Marx’s Theory of Work and Historical Materialism

Society

A) Work

Marx rejects the idea of a universal human essence, like Hume proposed. He believes humans are primarily practical beings, defined by their constitutive praxis: work.

Work is the human activity of transforming nature. This activity connects people to nature, builds society, and establishes relationships between individuals. Humans are defined by the sum of these social relations. Ideally, work humanizes and liberates: it constitutes what it means to be human and, through interacting with nature, offers freedom. However, under capitalist conditions, work, instead of liberating, enslaves and dehumanizes.

B) Work in Capitalist Society

Four key concepts are central to understanding work under capitalism: labor force, working time, equity, and commodity fetishism.

Labor force refers to a human’s capacity and potential to create a product.

Workers sell their labor force, receiving wages in exchange for their working time. The goal is to produce within a specific timeframe, the “necessary labor time.” This covers the labor cost and generates the worker’s salary. However, the workday extends beyond this necessary time. The extra labor, or surplus labor time, produces goods that benefit the capitalist, not the worker. This benefit, the surplus value, represents the value of the products for which the worker receives no compensation.

This system gives rise to commodity fetishism. The products of labor are no longer simply products but become commodities. They take on a value independent of the worker, the labor required to produce them, and their social role. As commodities, these products lose their human connection, becoming mere things, fetishes, within the market. Work loses its humanizing potential, becoming solely a means of generating money. Therefore, simply increasing wages cannot solve the problem of dehumanization.

C) Historical Materialism

Marx’s historical materialism stands in opposition to German idealism, which prioritizes thought over being, or reality. Marx argues that thought and reality are distinct. This distinction is crucial to understanding his work.

Marx critiques Feuerbach’s materialism on two grounds. First, Feuerbach’s materialism is mechanical and abstract, reducing everything to mechanical laws detached from actual reality. Second, it lacks the dialectical and historical dimensions central to Marx’s approach.

Marx insists that human nature (thought) cannot be separated from reality. Humans and nature exist on the same plane. Humans, to be human, must interact with and transform nature through praxis. They are not passive observers but active participants, transforming nature.

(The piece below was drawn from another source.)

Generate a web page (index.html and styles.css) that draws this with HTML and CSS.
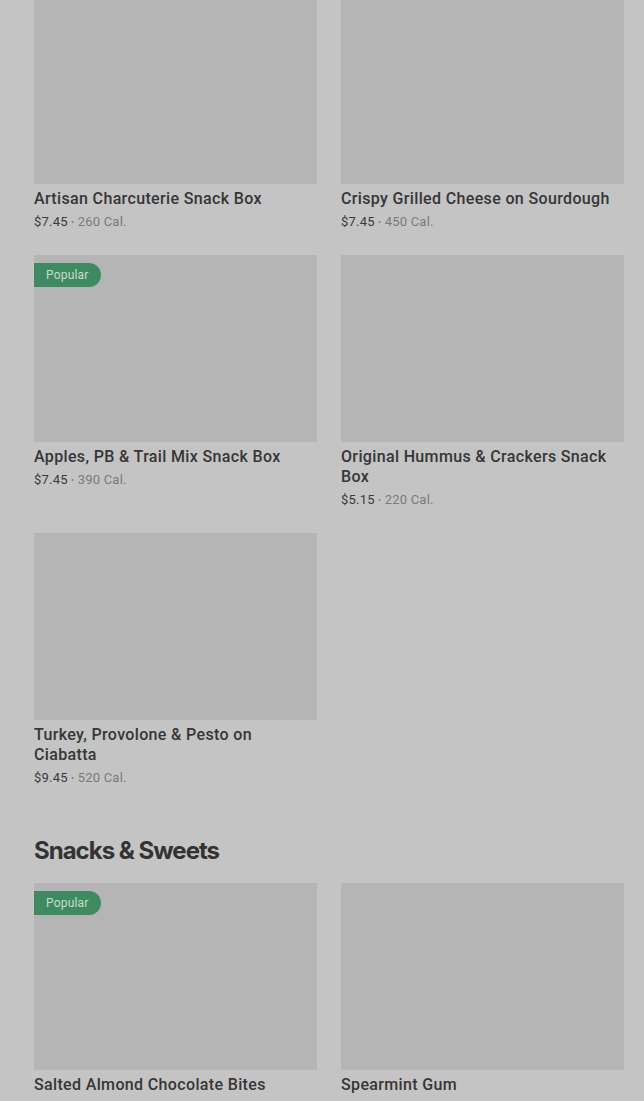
FILE: index.html
```html
<!DOCTYPE html>
<html lang="en">
<head>
<meta charset="utf-8">
<title>Menu</title>
<link rel="stylesheet" href="styles.css">
</head>
<body>
<div class="page">
  <div class="grid">
    <div class="card">
      <div class="thumb"></div>
      <div class="name">Artisan Charcuterie Snack Box</div>
      <div class="meta"><span class="price">$7.45</span> <span class="dot">•</span> 260 Cal.</div>
    </div>
    <div class="card">
      <div class="thumb"></div>
      <div class="name">Crispy Grilled Cheese on Sourdough</div>
      <div class="meta"><span class="price">$7.45</span> <span class="dot">•</span> 450 Cal.</div>
    </div>
    <div class="card">
      <div class="thumb"><span class="badge">Popular</span></div>
      <div class="name">Apples, PB &amp; Trail Mix Snack Box</div>
      <div class="meta"><span class="price">$7.45</span> <span class="dot">•</span> 390 Cal.</div>
    </div>
    <div class="card">
      <div class="thumb"></div>
      <div class="name">Original Hummus &amp; Crackers Snack Box</div>
      <div class="meta"><span class="price">$5.15</span> <span class="dot">•</span> 220 Cal.</div>
    </div>
    <div class="card">
      <div class="thumb"></div>
      <div class="name">Turkey, Provolone &amp; Pesto on Ciabatta</div>
      <div class="meta"><span class="price">$9.45</span> <span class="dot">•</span> 520 Cal.</div>
    </div>
  </div>

  <h2 class="section-title">Snacks &amp; Sweets</h2>

  <div class="grid">
    <div class="card">
      <div class="thumb"><span class="badge">Popular</span></div>
      <div class="name">Salted Almond Chocolate Bites</div>
      <div class="meta"><span class="price">$3.95</span> <span class="dot">•</span> 200 Cal.</div>
    </div>
    <div class="card">
      <div class="thumb"></div>
      <div class="name">Spearmint Gum</div>
      <div class="meta"><span class="price">$2.25</span> <span class="dot">•</span> 5 Cal.</div>
    </div>
  </div>
</div>
</body>
</html>
```

FILE: styles.css
```css
html, body {
  margin: 0;
  padding: 0;
  background: #c4c4c4;
  overflow: hidden;
}

body {
  font-family: Roboto, "Noto Sans", sans-serif;
  color: #333333;
}

.page {
  padding: 0 20px 0 34px;
  margin-top: -3px;
}

.grid {
  display: grid;
  grid-template-columns: 283px 283px;
  column-gap: 24px;
  row-gap: 23px;
}

.card {
  display: flex;
  flex-direction: column;
}

.thumb {
  position: relative;
  height: 187px;
  background: #b5b5b5;
  margin-bottom: 5px;
}

.badge {
  position: absolute;
  left: 0;
  top: 8px;
  height: 24px;
  line-height: 24px;
  padding: 0 12px;
  background: #3f8b61;
  color: #c9dccf;
  font-size: 12px;
  letter-spacing: 0.2px;
  border-radius: 0 12px 12px 0;
}

.name {
  font-size: 16px;
  font-weight: 500;
  line-height: 20px;
  color: #363636;
  letter-spacing: 0.35px;
}

.meta {
  margin-top: 3px;
  font-size: 13px;
  line-height: 20px;
  color: #7a7a7a;
  letter-spacing: 0.2px;
}

.price {
  color: #3a3a3a;
}

.dot {
  font-size: 9px;
  vertical-align: 1px;
}

.section-title {
  margin: 47px 0 16px;
  font-family: Inter, "Noto Sans", sans-serif;
  font-size: 24px;
  line-height: 32px;
  font-weight: 700;
  letter-spacing: -1px;
  color: #333333;
}
```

The core of historical materialism is the economic infrastructure, the real foundation of society. Production relations are the relationships between people based on their position within the mode of production.

The economic infrastructure dialectically determines the ideological superstructure of society. Social contradictions arise from clashes between forces within the infrastructure, leading to changes in the superstructure. Forms of consciousness appear as ideologies, reflecting the worldview of the ruling class, which is imposed upon the whole society. This reveals that social relations are reflections of the relations of production between classes. These changes ultimately lead to a transformation of the production relations themselves, culminating in social revolution.

Therefore, the driving force of history for Marx is not reason but class struggle, the primary contradiction arising from the relations of production. Humans, through developing class consciousness, which exposes social contradictions, alienation, and the need for transformation, drive historical change towards liberation.